The Klamath fire covered about 2000 acres. The land there wasn’t much good tho. It had been pretty good timber once but had been logged about 15 years ago. The elevation was about 5000 ft. at the highest point we were on. Then it droped about 1100 or 1200 feet to a nice flat valley. The fire was about 6 or 7 miles long and ½ mile wide along this mountain side. One of our lines was along the top of the mountain and the other was along the bottom. They made those with the “cat” (tractor and bulldozer) Then we had to make a hand trail up the steep sides of the mountain where the cat couldn’t go. Then after we had the fire completely surrounded by trail we had to patrol it till the fire had burned itself out. The country around there was of volcanic rock and fine red soil that really makes nice dust. The dust got 6 inches deep on those fire trails before we got done. I was on night patrol for the last 4 nights of the fire and it got sort of tiresome towards the last. The first couple of nights it was great fun. Moonlight and stars, you know. But it get cold towards morning and we had to sleep in the daytime and the flys and ants crawl around over us. I could sleep pretty well till noon but it would get pretty warm and the ants would get warmed up and pester me in the afternoons.
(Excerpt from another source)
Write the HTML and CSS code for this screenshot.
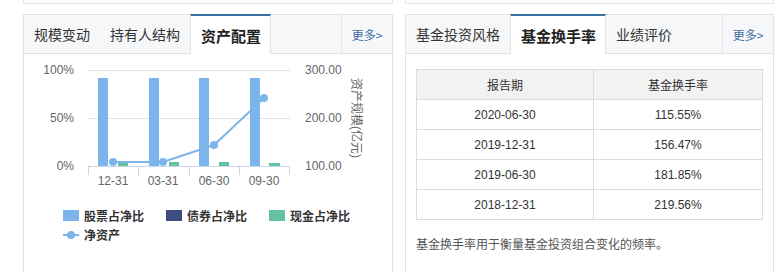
FILE: index.html
```html
<!DOCTYPE html>
<html lang="zh-CN">
<head>
<meta charset="UTF-8">
<meta name="viewport" content="width=device-width, initial-scale=1.0">
<title>基金资产配置</title>
<link rel="stylesheet" href="styles.css">
</head>
<body>
<div id="page">
  <div class="col col-left">
    <div class="prev"></div>
    <div class="panel">
      <div class="tabs">
        <div class="tab">规模变动</div>
        <div class="tab">持有人结构</div>
        <div class="tab active">资产配置</div>
        <div class="more">更多&gt;</div>
      </div>
      <div class="panel-body">
        <svg class="chart" width="368" height="140" viewBox="0 0 368 140">
          <!-- grid -->
          <line x1="64" y1="16.5" x2="266" y2="16.5" class="grid"/>
          <line x1="64" y1="64.5" x2="266" y2="64.5" class="grid"/>
          <line x1="64" y1="112.5" x2="266" y2="112.5" class="axis"/>
          <line x1="64.5" y1="112" x2="64.5" y2="121" class="axis"/>
          <line x1="114.5" y1="112" x2="114.5" y2="121" class="axis"/>
          <line x1="165.5" y1="112" x2="165.5" y2="121" class="axis"/>
          <line x1="215.5" y1="112" x2="215.5" y2="121" class="axis"/>
          <line x1="265.5" y1="112" x2="265.5" y2="121" class="axis"/>

          <!-- left axis -->
          <text x="50" y="20" text-anchor="end">100%</text>
          <text x="50" y="68" text-anchor="end">50%</text>
          <text x="50" y="116" text-anchor="end">0%</text>

          <!-- right axis -->
          <text x="281" y="20">300.00</text>
          <text x="281" y="68">200.00</text>
          <text x="281" y="116">100.00</text>
          <text transform="translate(328,64) rotate(90)" text-anchor="middle">资产规模(亿元)</text>

          <!-- stock bars -->
          <rect x="74" y="24" width="10" height="88" fill="#7cb5ec"/>
          <rect x="125" y="24" width="10" height="88" fill="#7cb5ec"/>
          <rect x="175" y="24" width="10" height="88" fill="#7cb5ec"/>
          <rect x="226" y="24" width="10" height="88" fill="#7cb5ec"/>

          <!-- cash bars -->
          <rect x="94" y="108" width="10" height="4" fill="#64c3a0"/>
          <rect x="145" y="108" width="10" height="4" fill="#64c3a0"/>
          <rect x="195" y="108" width="10" height="4" fill="#64c3a0"/>
          <rect x="245" y="109" width="11" height="3" fill="#64c3a0"/>

          <!-- net assets -->
          <polyline points="89,108 139,108 190,91 240,44" fill="none" stroke="#7cb5ec" stroke-width="2"/>
          <circle cx="89" cy="108" r="4" fill="#7cb5ec"/>
          <circle cx="139" cy="108" r="4" fill="#7cb5ec"/>
          <circle cx="190" cy="91" r="4" fill="#7cb5ec"/>
          <circle cx="240" cy="44" r="4" fill="#7cb5ec"/>

          <!-- categories -->
          <text x="89" y="131" text-anchor="middle">12-31</text>
          <text x="139" y="131" text-anchor="middle">03-31</text>
          <text x="190" y="131" text-anchor="middle">06-30</text>
          <text x="240" y="131" text-anchor="middle">09-30</text>
        </svg>
        <div class="legend">
          <div class="legend-item"><span class="swatch stock"></span>股票占净比</div>
          <div class="legend-item"><span class="swatch bond"></span>债券占净比</div>
          <div class="legend-item"><span class="swatch cash"></span>现金占净比</div>
          <div class="legend-item"><span class="line-mark"><i></i></span>净资产</div>
        </div>
      </div>
    </div>
  </div>

  <div class="col col-right">
    <div class="prev"></div>
    <div class="panel">
      <div class="tabs">
        <div class="tab">基金投资风格</div>
        <div class="tab active">基金换手率</div>
        <div class="tab">业绩评价</div>
        <div class="more">更多&gt;</div>
      </div>
      <div class="panel-body table-body">
        <table class="turnover">
          <tr><th class="c1">报告期</th><th>基金换手率</th></tr>
          <tr><td>2020-06-30</td><td>115.55%</td></tr>
          <tr><td>2019-12-31</td><td>156.47%</td></tr>
          <tr><td>2019-06-30</td><td>181.85%</td></tr>
          <tr><td>2018-12-31</td><td>219.56%</td></tr>
        </table>
        <p class="note">基金换手率用于衡量基金投资组合变化的频率。</p>
      </div>
    </div>
  </div>
</div>
</body>
</html>
```

FILE: styles.css
```css
body {
  margin: 0;
  font-family: "Liberation Sans", "Noto Sans CJK SC", sans-serif;
  color: #333;
  background-color: #fff;
}
#page {
  display: flex;
  gap: 12px;
  padding-left: 23px;
}
.col-left {
  width: 370px;
}
.col-right {
  width: 369px;
}
.prev {
  height: 3px;
  border: 1px solid #e4e4e4;
  border-top: none;
  margin-bottom: 10px;
}
.panel {
  border: 1px solid #e4e4e4;
  min-height: 280px;
}
/* Tabs */
.tabs {
  display: flex;
  height: 38px;
  background-color: #f6f7f9;
  border-bottom: 1px solid #e4e4e4;
}
.tab {
  display: flex;
  align-items: center;
  padding: 0 10px;
  font-size: 14px;
  font-family: "Noto Sans CJK SC", sans-serif;
  color: #333;
}
.tab.active {
  margin: -1px 0 -1px 0;
  padding: 0 9px 0 10px;
  background-color: #fff;
  border-top: 2px solid #3b72a6;
  border-left: 1px solid #e4e4e4;
  border-right: 1px solid #e4e4e4;
  font-size: 15px;
  font-weight: bold;
  color: #222;
}
.more {
  margin-left: auto;
  width: 50px;
  display: flex;
  align-items: center;
  justify-content: center;
  border-left: 1px solid #e4e4e4;
  font-size: 12px;
  font-family: "Noto Sans CJK SC", sans-serif;
  color: #3d6fa6;
}
/* Chart */
.chart {
  display: block;
}
.chart text {
  font-family: "Liberation Sans", "Noto Sans CJK SC", sans-serif;
  font-size: 12px;
  fill: #666;
}
.chart .grid {
  stroke: #e2e2e2;
  stroke-width: 1;
}
.chart .axis {
  stroke: #ccd6eb;
  stroke-width: 1;
}
.legend {
  display: grid;
  grid-template-columns: 103px 103px 103px;
  margin: 12px 0 0 39px;
  font-family: "Noto Sans CJK SC", sans-serif;
  font-size: 12px;
  font-weight: bold;
  line-height: 19px;
  color: #333;
}
.legend-item {
  display: flex;
  align-items: center;
}
.swatch {
  width: 16px;
  height: 11px;
  margin-right: 5px;
}
.stock { background-color: #7cb5ec; }
.bond { background-color: #3d4d80; }
.cash { background-color: #64c3a0; }
.line-mark {
  position: relative;
  width: 16px;
  height: 2px;
  margin-right: 5px;
  background-color: #7cb5ec;
}
.line-mark i {
  position: absolute;
  left: 4px;
  top: -3px;
  width: 8px;
  height: 8px;
  border-radius: 50%;
  background-color: #7cb5ec;
}
/* Table */
.table-body {
  padding: 15px 10px 0 10px;
}
.turnover {
  width: 100%;
  border-collapse: collapse;
  font-size: 12px;
}
.turnover th,
.turnover td {
  height: 29px;
  padding: 0;
  border: 1px solid #dcdcdc;
  text-align: center;
  font-weight: normal;
  color: #333;
}
.turnover th {
  background-color: #f2f2f2;
  font-family: "Noto Sans CJK SC", sans-serif;
}
.turnover .c1 {
  width: 176px;
}
.note {
  margin: 15px 0 0 0;
  font-size: 12px;
  line-height: 18px;
  color: #555;
  font-family: "Noto Sans CJK SC", sans-serif;
}
```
The scenery around there was certainly grand. We could look over the Klamath Lake, 35 miles long, to two snowcapped peaks, Mt. Shasta and Mt. Pit. I really did enjoy the scenery there. That lake was beautiful. I was in a position one day to watch from early morning till sundown and you’d never guess how many different shades of blue it went though.

Now for the third fire. It wasn’t so long or so big. It was down along the coast by a town named Charleston. I got to see the oacen on the way down and while we were on the fire we could see it from some of the highest spots. The fire was only about 1 or 2 miles from it. I still like fire fighting.